Part of the problem may be Herzog's immersion in the subject. He wants us to feel the humidity and stupor of prison camp life, and he does, all too well; the statis of the prison scenes, which are nimbly described by Dengler in the documentary, is completely enervating. That he seems to encourage his performers to behave, rather than act, is a real issue with twitchy Jeremy Davies, who is cast as one of the captives. Davies is more a prisoner of Method acting than he is of war, and when supporting player duty passes from him to co-star Steve Zahn, who brings a lighter touch to a poignant role, the film shakes off some of its tedium. Herzog is most fortunate in his star, Christian Bale. He loses Dengler's German accent, but in one of his yo-yo dieting regimens was also willing to lose the weight, and is credibly cast as Dengler. More than the physique, though, Bale captures Dengler's can-do spirit, which makes the documentary so watchable. Life in the camp is its own adventure, and Bale's Dengler tears into it, almost oblivious to how hairsbreadth his new existence is.
Rescue Dawn consolidates Bale's hold as one of the finest young film stars, one capable of elevating problem material (like last year's
Harsh Times) through his smart self-assurance.

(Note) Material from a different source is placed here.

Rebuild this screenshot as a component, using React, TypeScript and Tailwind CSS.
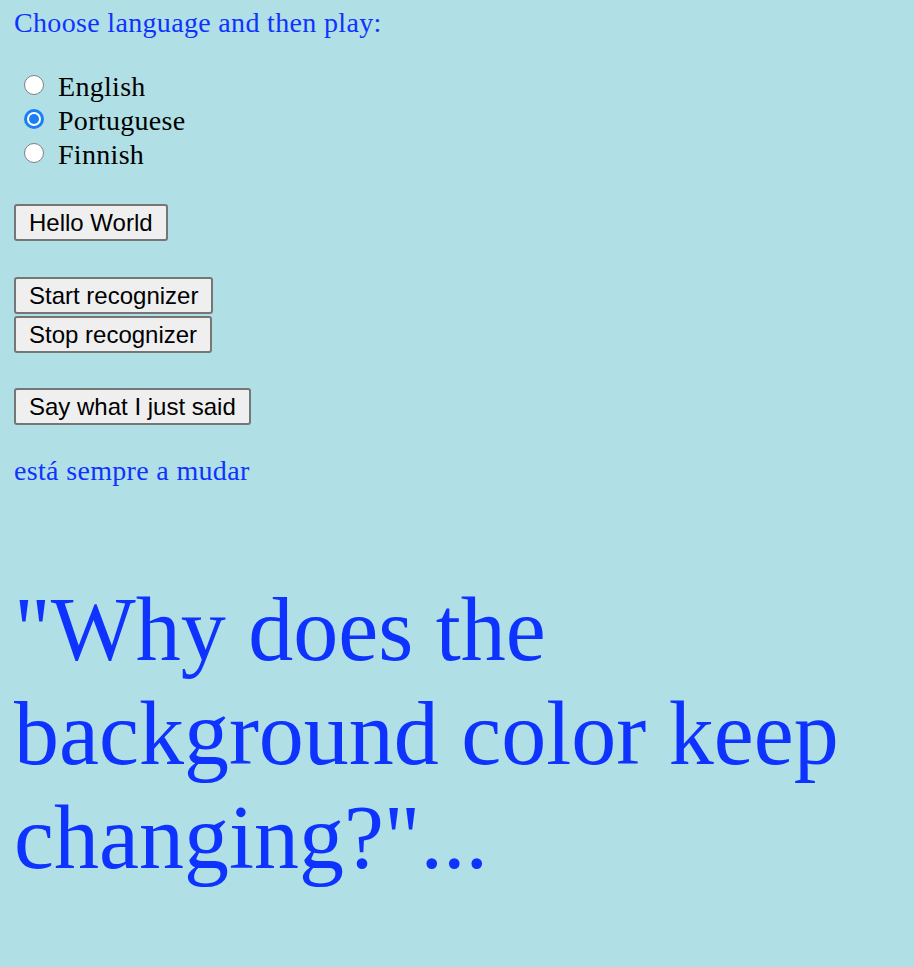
import { useState } from "react";

const languages = ["English", "Portuguese", "Finnish"];

function Radio({ checked }: { checked: boolean }) {
  return checked ? (
    <span className="box-border flex h-[20px] w-[20px] items-center justify-center rounded-full bg-[#1a7ef5]">
      <span className="flex h-[14px] w-[14px] items-center justify-center rounded-full bg-white">
        <span className="block h-[10px] w-[10px] rounded-full bg-[#1a7ef5]" />
      </span>
    </span>
  ) : (
    <span className="box-border block h-[20px] w-[20px] rounded-full border border-[#808080] bg-white" />
  );
}

function Btn({ label, className }: { label: string; className?: string }) {
  return (
    <button
      className={
        "box-border block h-[37px] rounded-[3px] border-2 border-[#767676] bg-[#efefef] px-[13px] font-['Liberation_Sans',Arial,sans-serif] text-[24px] leading-none text-black " +
        (className ?? "")
      }
    >
      {label}
    </button>
  );
}

export default function App() {
  const [lang, setLang] = useState("Portuguese");

  return (
    <div className="min-h-[967px] bg-[#b0dfe5] px-[14px] pt-[7px] font-['Liberation_Serif','Times_New_Roman',serif]">
      <p className="text-[28px] leading-[32px] tracking-[0.33px] text-[#0f33ff]">Choose language and then play:</p>

      <div className="mt-[31px]">
        {languages.map((l) => (
          <label
            key={l}
            onClick={() => setLang(l)}
            className="flex h-[34px] cursor-pointer items-center text-[28px] leading-[34px] tracking-[0.3px] text-black"
          >
            <span className="ml-[10px] mr-[14px] mt-[-5px] block">
              <Radio checked={lang === l} />
            </span>
            {l}
          </label>
        ))}
      </div>

      <Btn label="Hello World" className="mt-[32px]" />
      <Btn label="Start recognizer" className="mt-[36px]" />
      <Btn label="Stop recognizer" className="mt-[2px]" />
      <Btn label="Say what I just said" className="mt-[35px]" />

      <p className="mt-[30px] text-[28px] leading-[32px] tracking-[0.33px] text-[#0f33ff]">está sempre a mudar</p>

      <p className="mt-[91px] text-[90px] leading-[104px] text-[#0f33ff]">
        "Why does the background color keep changing?"...
      </p>
    </div>
  );
}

What's really missing from
Rescue Dawn, however, is Herzog. His documentary narrations--questioning, respectful, speculative--are superb, and it's easy to see how he gets subjects like Dengler to open up on difficult, close-to-the-bone subjects. His commitment to the documentary form, which in the case of
Little Dieter Needs to Fly is largely less show than tell, and utterly fascinating to listen to, is commendable. The uneven
Rescue Dawn is worth a look, too, but the possibility of a Herzog commentary track on the eventual DVD is more tantalizing than experiencing the film without his guiding spirit.